Membership in the West African Writers' and Artists' Club in London
provided him with access to artists, Vincent Kofi and Kofi Antubam of
Ghana and the Senegalese artists Papa Ibra Tall and Iba N'Diaye, with
whom to solve the technical questions that arose in the course of their
political work. Reflecting on those times, Enwonwu stated, "[W]e
were all so conscious of the struggle against colonialism, and of nothing
else. We just wanted the colonial empire to end in Africa. . . . If
we painted any picture it was about this freedom. If we sang a song,
if like Senghor we wrote or recited poems, we philosophized. You find
that in those days all the leaders of Africa were inspired" (10). In the course of his exemplary career, Enwonwu had his problems with
Euromodernism. Part of his misgiving centered on the appropriation of
African art and the subsequent devaluation of the socially affirmative
aspects of African culture and life. The other part is based on ideological
differences. The notion of creativity that Enwonwu valued stressed a
connection between a certain class of sculptural objects and their performative
role. In his view, nka (art, creativity and creative expression)

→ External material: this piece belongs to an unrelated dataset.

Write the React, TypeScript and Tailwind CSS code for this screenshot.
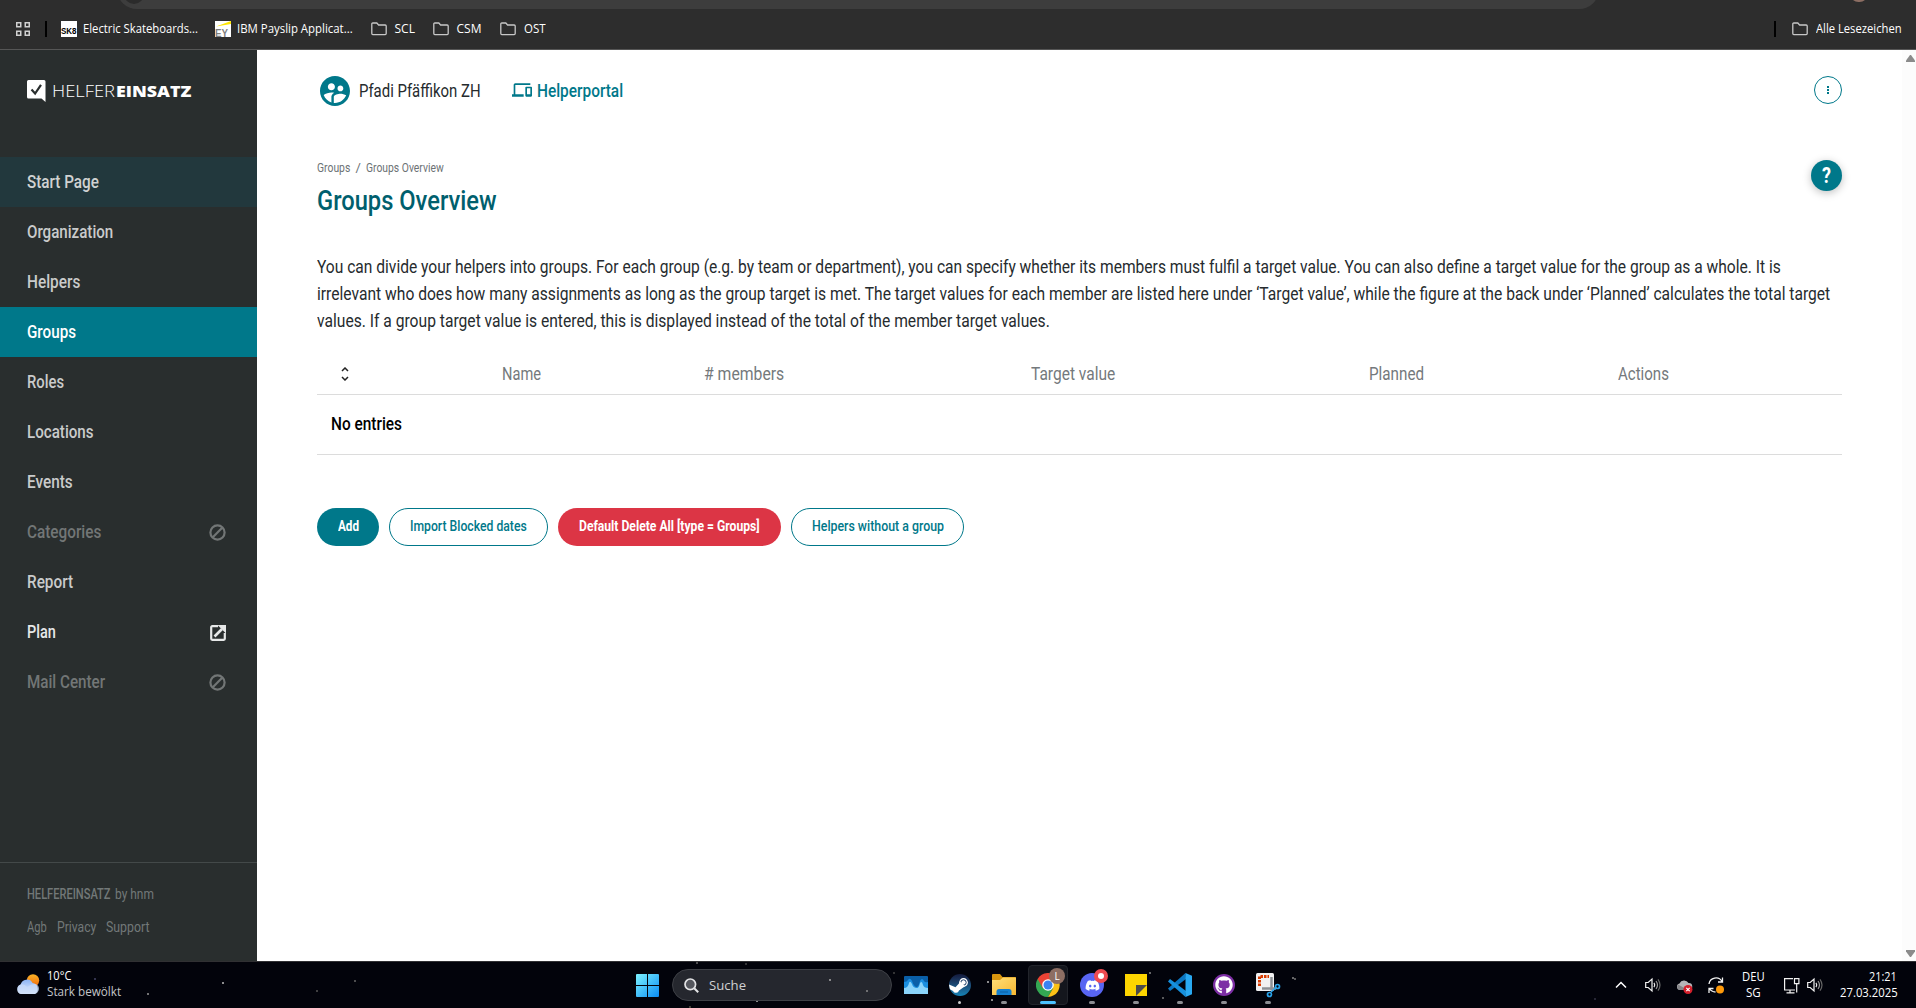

is an "invocation of ancestral spirits through giving concrete
form or body to them before they can enter into the human world"
(11). Treating art as a ritual of embodiment positions the artist to
appreciate the sacral aspect of creation, and to confront the responsibility
of infusing life into mundane physical objects. In his youth, he had
perceptively noted the relationship between the spirit-related function
of sculpted objects and their placement in family shrines at Onitsha
and, in site specific installations at sacred spaces in Uyo and Calabar.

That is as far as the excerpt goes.